WORK REQUIRED: Report the count of lines where the string "styles" appears, and nothing else.

GIVEN INFORMATION:

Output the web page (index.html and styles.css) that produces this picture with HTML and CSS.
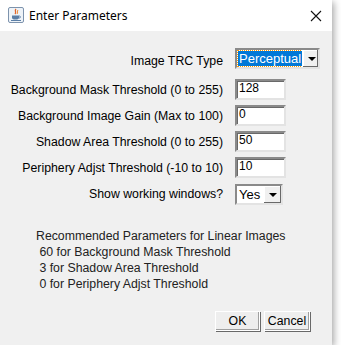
FILE: index.html
```html
<!DOCTYPE html>
<html lang="en">
<head>
    <meta charset="UTF-8">
    <title>Enter Parameters</title>
    <link rel="stylesheet" href="styles.css">
</head>
<body>
    <div class="window">
        <div class="titlebar">
            <svg class="app-icon" width="16" height="16" viewBox="0 0 16 16">
                <rect x="0.5" y="0.5" width="15" height="15" rx="1.5" fill="#eef3f8" stroke="#7d93ad"/>
                <path d="M8 2 C6 4 9 5 7 7" stroke="#e0642a" stroke-width="1.3" fill="none"/>
                <path d="M10 3 C8.5 4.5 10.5 5.5 9 7" stroke="#e88a3a" stroke-width="1" fill="none"/>
                <path d="M4 8.5 H11 V10.5 C11 12 10 12.5 7.5 12.5 C5 12.5 4 12 4 10.5 Z" fill="#5b7ea6"/>
                <path d="M11 9 C13 9 13 11 11 11" stroke="#5b7ea6" stroke-width="1" fill="none"/>
                <path d="M3 13.5 H13" stroke="#5b7ea6" stroke-width="1"/>
            </svg>
            <div class="title">Enter Parameters</div>
            <svg class="close" width="12" height="12" viewBox="0 0 12 12">
                <path d="M1 1 L11 11 M11 1 L1 11" stroke="#111" stroke-width="1.1"/>
            </svg>
        </div>

        <div class="content">
            <div class="form">
                <div class="label">Image TRC Type</div>
                <div class="combo combo-wide">
                    <div class="combo-value"><span class="selected">Perceptual</span></div>
                    <div class="combo-arrow"></div>
                </div>

                <div class="label">Background Mask Threshold (0 to 255)</div>
                <div class="field">128</div>

                <div class="label">Background Image Gain (Max to 100)</div>
                <div class="field">0</div>

                <div class="label">Shadow Area Threshold (0 to 255)</div>
                <div class="field">50</div>

                <div class="label">Periphery Adjst Threshold (-10 to 10)</div>
                <div class="field">10</div>

                <div class="label">Show working windows?</div>
                <div class="combo combo-small">
                    <div class="combo-value">Yes</div>
                    <div class="combo-arrow"></div>
                </div>
            </div>

            <div class="notes">
                <div>Recommended Parameters for Linear Images</div>
                <div>&nbsp;60 for Background Mask Threshold</div>
                <div>&nbsp;3 for Shadow Area Threshold</div>
                <div>&nbsp;0 for Periphery Adjst Threshold</div>
            </div>

            <div class="buttons">
                <div class="button btn-ok">OK</div>
                <div class="button btn-cancel">Cancel</div>
            </div>
        </div>
    </div>
</body>
</html>
```

FILE: styles.css
```css
body {
    margin: 0;
    padding: 0;
    background-color: #fff;
    font-family: 'Liberation Sans', Arial, sans-serif;
    font-size: 12.3px;
    color: #000;
}

.window {
    width: 332px;
    height: 345px;
    display: flex;
    flex-direction: column;
    background-color: #f0f0f0;
    box-shadow: 2px 2px 7px rgba(0, 0, 0, 0.35);
}

.titlebar {
    height: 31px;
    background-color: #fff;
    display: flex;
    align-items: center;
    padding: 0 10px 0 8px;
}

.app-icon {
    margin-top: -1px;
}

.title {
    flex: 1;
    margin-left: 5px;
    font-family: 'Noto Sans', 'Open Sans', sans-serif;
    font-size: 12px;
    color: #000;
}

.content {
    flex: 1;
    display: flex;
    flex-direction: column;
    padding: 17px 0 0 0;
}

.form {
    display: grid;
    grid-template-columns: 223px auto;
    column-gap: 12px;
    row-gap: 5px;
    align-items: center;
}

.label {
    text-align: right;
    white-space: nowrap;
}

.field {
    height: 17px;
    width: 45px;
    background-color: #fff;
    border: 2px solid;
    border-color: #8a8a8a #e3e3e3 #e3e3e3 #8a8a8a;
    box-shadow: inset 1px 1px 0 #696969;
    padding-left: 2px;
    line-height: 15px;
    font-size: 12px;
}

.combo {
    height: 21px;
    box-sizing: border-box;
    display: flex;
    background-color: #fff;
    border: 2px solid;
    border-color: #8a8a8a #e3e3e3 #e3e3e3 #8a8a8a;
}

.combo-wide {
    width: 85px;
    margin-bottom: 5px;
}

.combo-small {
    width: 48px;
    margin-top: 1px;
}

.combo-value {
    flex: 1;
    display: flex;
    align-items: center;
    padding-left: 2px;
    font-size: 13px;
    color: #000;
}

.combo-wide .combo-value {
    padding-left: 1px;
}

.selected {
    background-color: #0078d7;
    color: #fff;
    outline: 1px dotted #ff9900;
    padding: 0 1px;
    line-height: 15px;
}

.combo-arrow {
    width: 17px;
    background-color: #f0f0f0;
    border-left: 1px solid #fff;
    box-shadow: inset -1px -1px 0 #696969, inset 1px 1px 0 #fff;
    position: relative;
}

.combo-arrow::after {
    content: '';
    position: absolute;
    left: 5px;
    top: 7px;
    border-left: 4px solid transparent;
    border-right: 4px solid transparent;
    border-top: 4px solid #000;
}

.notes {
    margin-top: 23px;
    padding-left: 36px;
    line-height: 16px;
    color: #222;
}

.buttons {
    display: flex;
    justify-content: flex-end;
    gap: 4px;
    margin-top: 19px;
    padding-right: 22px;
}

.button {
    height: 20px;
    box-sizing: border-box;
    display: flex;
    align-items: center;
    justify-content: center;
    background-color: #eeeeee;
    border: 1px solid #fff;
    box-shadow: 1px 1px 0 #696969, inset -1px -1px 0 #a0a0a0;
    font-size: 12.3px;
}

.btn-ok {
    width: 45px;
}

.btn-cancel {
    width: 46px;
}
```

RESULT FOR THIS EXERCISE: 3